>> START DATASET EXCERPTS
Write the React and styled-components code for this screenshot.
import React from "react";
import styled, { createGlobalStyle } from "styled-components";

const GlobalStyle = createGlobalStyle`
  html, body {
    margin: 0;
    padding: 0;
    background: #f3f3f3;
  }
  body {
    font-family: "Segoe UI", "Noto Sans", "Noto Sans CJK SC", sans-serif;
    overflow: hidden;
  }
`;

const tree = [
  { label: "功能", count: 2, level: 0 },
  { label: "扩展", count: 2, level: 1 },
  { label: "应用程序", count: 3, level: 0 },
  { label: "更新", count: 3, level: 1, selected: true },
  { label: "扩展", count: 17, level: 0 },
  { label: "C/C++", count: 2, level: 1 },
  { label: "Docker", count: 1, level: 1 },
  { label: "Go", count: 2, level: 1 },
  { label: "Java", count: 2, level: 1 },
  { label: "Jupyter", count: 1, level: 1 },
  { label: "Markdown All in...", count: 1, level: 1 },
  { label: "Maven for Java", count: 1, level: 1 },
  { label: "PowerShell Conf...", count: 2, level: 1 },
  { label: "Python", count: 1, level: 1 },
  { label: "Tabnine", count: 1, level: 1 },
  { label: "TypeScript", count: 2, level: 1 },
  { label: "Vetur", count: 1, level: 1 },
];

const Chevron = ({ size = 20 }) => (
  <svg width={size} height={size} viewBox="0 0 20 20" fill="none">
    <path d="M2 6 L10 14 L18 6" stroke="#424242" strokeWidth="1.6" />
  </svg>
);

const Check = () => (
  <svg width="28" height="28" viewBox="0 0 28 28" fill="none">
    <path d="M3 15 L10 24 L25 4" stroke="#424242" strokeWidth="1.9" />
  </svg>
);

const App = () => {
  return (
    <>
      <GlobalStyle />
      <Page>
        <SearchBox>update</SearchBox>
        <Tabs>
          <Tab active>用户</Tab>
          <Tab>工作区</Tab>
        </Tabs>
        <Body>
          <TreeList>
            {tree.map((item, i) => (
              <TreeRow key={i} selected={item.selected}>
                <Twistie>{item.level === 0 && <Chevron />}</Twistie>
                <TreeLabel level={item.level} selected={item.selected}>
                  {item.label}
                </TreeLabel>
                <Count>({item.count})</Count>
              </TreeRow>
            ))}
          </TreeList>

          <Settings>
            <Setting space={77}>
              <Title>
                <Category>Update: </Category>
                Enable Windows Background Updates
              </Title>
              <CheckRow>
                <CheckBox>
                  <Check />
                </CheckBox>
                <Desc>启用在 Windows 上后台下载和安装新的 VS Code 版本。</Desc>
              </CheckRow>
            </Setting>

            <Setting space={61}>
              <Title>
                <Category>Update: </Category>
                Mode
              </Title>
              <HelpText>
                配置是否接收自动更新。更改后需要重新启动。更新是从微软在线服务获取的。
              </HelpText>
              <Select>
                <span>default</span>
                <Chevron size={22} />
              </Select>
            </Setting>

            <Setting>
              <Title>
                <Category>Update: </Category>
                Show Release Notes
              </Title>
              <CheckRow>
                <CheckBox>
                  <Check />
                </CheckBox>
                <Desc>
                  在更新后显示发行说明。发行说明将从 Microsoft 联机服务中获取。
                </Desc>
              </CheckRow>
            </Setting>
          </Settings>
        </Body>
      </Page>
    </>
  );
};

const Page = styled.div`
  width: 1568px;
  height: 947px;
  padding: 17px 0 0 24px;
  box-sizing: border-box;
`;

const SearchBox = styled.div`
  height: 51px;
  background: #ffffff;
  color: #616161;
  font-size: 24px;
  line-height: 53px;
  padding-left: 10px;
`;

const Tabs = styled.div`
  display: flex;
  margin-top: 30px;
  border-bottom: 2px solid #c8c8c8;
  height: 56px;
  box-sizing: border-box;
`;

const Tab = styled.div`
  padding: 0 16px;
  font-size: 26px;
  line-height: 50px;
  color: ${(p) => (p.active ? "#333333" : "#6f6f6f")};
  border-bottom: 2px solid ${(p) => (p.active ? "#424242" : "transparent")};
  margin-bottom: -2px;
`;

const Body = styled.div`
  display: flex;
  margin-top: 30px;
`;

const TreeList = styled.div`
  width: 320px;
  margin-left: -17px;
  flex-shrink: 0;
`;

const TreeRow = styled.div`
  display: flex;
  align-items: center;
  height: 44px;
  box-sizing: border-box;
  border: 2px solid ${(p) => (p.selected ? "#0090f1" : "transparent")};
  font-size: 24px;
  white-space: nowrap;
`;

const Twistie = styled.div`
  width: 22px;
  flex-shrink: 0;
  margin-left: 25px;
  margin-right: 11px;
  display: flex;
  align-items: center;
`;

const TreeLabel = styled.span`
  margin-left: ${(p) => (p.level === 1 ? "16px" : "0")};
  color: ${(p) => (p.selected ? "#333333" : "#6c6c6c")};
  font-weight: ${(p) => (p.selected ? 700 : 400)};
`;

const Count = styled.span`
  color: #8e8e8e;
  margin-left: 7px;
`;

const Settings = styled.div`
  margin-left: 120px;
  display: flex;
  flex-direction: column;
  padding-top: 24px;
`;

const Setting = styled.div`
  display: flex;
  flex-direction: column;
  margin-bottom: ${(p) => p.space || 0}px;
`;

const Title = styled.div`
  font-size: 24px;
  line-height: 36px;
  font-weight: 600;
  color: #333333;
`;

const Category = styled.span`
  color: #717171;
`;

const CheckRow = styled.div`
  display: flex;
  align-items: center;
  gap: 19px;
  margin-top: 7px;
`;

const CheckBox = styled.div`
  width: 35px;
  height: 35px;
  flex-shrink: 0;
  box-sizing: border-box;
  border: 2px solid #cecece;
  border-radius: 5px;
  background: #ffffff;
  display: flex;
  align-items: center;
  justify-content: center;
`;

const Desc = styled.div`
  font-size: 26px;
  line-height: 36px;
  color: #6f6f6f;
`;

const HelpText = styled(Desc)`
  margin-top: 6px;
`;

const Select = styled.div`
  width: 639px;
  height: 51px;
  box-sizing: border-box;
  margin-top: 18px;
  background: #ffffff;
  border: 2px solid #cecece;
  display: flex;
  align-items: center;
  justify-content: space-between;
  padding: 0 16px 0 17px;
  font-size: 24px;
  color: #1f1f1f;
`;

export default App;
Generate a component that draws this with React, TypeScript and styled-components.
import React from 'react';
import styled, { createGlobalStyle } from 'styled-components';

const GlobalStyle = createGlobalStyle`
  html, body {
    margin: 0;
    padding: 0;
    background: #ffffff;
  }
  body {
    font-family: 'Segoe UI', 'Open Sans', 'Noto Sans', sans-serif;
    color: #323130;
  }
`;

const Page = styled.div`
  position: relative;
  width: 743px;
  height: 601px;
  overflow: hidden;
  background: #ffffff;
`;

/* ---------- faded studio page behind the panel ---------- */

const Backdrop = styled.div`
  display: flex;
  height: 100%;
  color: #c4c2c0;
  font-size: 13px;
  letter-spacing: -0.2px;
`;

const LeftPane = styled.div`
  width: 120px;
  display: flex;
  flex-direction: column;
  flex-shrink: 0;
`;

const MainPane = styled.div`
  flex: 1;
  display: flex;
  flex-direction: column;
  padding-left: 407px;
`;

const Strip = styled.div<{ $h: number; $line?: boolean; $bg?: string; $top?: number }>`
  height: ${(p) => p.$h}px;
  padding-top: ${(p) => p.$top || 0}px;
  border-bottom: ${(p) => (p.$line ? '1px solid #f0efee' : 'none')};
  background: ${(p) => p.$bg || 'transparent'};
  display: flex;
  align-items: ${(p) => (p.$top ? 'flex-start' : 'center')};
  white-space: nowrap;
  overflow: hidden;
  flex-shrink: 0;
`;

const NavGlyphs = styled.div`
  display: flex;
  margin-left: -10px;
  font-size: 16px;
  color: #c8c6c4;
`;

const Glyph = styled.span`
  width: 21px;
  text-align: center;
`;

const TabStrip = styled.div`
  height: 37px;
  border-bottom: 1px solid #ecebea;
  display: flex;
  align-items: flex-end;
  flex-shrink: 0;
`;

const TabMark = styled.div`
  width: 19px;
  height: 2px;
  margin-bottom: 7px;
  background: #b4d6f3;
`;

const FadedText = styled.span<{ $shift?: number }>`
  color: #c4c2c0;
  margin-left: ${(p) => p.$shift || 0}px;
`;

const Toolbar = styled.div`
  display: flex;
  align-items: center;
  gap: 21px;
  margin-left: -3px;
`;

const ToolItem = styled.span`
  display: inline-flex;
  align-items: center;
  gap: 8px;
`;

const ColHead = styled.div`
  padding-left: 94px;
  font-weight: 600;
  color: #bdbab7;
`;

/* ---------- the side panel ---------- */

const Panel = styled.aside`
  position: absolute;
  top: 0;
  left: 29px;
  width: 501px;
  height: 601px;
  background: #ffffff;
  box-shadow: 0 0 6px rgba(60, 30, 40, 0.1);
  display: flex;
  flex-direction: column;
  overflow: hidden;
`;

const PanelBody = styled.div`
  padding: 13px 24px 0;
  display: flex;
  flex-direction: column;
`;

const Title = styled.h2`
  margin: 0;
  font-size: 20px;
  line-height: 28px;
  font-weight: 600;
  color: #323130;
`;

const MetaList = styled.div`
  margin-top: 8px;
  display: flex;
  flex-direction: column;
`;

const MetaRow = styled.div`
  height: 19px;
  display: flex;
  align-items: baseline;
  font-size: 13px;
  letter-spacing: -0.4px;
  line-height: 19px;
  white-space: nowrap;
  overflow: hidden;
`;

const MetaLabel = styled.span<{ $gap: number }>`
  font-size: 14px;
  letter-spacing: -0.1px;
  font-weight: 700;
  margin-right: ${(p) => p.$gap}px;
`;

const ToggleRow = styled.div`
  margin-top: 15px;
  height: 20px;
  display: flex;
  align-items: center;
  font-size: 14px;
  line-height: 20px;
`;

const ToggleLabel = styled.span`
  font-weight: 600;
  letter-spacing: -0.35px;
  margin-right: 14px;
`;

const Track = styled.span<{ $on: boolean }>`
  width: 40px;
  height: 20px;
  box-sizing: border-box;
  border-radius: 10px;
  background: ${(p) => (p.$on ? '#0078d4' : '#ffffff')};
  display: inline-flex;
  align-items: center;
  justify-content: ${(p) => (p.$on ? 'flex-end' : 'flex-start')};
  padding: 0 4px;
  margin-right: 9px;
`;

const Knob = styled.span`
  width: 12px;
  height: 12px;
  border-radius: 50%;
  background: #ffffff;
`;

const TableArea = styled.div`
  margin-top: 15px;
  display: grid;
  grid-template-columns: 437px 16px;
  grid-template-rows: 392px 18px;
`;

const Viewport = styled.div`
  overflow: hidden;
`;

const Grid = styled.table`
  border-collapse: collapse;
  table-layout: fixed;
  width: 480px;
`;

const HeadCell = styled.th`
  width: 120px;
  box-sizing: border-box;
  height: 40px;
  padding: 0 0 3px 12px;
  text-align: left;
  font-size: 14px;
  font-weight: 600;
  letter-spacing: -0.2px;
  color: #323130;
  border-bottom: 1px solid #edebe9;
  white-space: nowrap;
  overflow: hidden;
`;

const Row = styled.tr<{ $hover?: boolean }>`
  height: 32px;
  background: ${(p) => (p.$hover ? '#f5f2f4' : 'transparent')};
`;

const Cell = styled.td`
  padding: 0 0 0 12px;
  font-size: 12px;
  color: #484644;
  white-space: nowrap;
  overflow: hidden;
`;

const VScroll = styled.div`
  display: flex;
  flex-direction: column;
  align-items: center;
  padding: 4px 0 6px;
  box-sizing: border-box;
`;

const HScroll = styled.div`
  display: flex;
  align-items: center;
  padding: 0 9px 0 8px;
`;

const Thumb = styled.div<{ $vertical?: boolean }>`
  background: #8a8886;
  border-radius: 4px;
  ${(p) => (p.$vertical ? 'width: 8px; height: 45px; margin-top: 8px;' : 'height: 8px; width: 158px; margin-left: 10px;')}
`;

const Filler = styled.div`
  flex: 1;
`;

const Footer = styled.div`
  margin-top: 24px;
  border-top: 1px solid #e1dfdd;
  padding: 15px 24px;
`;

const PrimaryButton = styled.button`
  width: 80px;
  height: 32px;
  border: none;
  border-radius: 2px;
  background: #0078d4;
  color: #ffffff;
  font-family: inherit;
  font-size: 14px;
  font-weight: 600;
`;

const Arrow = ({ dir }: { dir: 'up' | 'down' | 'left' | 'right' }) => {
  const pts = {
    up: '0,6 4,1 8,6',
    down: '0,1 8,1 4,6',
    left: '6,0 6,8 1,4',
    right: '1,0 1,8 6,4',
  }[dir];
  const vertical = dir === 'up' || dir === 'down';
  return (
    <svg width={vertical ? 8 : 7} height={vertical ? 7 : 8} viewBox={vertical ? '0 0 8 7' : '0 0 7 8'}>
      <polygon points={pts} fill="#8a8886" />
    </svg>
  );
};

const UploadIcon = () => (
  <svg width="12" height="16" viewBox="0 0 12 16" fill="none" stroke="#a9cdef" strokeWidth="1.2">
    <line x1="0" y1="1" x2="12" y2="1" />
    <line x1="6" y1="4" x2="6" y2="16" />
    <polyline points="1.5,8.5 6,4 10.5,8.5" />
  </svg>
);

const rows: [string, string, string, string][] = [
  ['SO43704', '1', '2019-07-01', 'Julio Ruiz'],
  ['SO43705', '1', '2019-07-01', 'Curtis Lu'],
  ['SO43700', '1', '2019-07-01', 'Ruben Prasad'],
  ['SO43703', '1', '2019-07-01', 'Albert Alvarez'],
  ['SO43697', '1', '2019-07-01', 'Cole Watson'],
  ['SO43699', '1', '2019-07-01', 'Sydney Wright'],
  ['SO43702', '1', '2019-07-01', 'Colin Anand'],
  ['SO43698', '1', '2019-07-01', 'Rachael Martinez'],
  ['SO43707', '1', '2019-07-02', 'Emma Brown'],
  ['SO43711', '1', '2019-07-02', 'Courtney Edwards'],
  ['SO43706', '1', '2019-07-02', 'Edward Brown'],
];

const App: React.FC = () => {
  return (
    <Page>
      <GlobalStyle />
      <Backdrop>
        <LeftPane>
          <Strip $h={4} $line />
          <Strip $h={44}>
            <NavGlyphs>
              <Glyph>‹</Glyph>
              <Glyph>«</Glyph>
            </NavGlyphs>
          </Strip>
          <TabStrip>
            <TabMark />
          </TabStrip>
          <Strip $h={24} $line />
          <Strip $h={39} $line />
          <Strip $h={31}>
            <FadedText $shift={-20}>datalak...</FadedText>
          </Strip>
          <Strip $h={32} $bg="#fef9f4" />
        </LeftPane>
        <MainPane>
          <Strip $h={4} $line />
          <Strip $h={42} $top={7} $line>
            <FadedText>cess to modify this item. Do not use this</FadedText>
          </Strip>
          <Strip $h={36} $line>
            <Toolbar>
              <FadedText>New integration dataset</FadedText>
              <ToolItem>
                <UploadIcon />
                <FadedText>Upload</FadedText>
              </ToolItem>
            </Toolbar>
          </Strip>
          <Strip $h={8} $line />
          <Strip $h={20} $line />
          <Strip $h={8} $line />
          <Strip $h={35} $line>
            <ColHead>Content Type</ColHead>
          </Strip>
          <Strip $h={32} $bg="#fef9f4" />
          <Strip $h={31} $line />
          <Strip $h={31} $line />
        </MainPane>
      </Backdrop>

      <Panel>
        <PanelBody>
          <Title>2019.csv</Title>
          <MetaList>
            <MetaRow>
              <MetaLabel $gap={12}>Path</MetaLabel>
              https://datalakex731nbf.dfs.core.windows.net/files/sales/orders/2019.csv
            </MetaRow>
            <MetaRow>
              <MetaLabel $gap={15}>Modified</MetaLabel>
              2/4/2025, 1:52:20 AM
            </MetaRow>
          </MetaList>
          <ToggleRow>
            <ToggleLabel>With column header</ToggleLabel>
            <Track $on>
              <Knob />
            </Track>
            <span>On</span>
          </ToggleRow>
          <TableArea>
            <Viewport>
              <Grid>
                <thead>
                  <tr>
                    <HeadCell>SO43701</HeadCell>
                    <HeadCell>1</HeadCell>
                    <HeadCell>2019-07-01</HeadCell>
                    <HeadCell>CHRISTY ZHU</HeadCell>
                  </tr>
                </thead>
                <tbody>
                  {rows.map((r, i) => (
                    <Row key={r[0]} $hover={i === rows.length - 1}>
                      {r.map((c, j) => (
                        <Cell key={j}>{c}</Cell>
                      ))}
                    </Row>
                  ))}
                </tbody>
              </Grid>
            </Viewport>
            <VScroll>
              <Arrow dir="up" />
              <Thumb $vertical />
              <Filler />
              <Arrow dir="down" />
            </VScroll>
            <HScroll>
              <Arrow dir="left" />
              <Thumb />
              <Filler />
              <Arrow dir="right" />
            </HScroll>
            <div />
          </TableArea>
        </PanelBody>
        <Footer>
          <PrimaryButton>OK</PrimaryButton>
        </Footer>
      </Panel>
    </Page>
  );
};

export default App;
>> END DATASET EXCERPTS
TASK REQUIREMENTS: Reproduce every line from the entries that holds the word "React".

FINAL ANSWER:
Write the React and styled-components code for this screenshot.
import React from "react";
Generate a component that draws this with React, TypeScript and styled-components.
import React from 'react';
const App: React.FC = () => {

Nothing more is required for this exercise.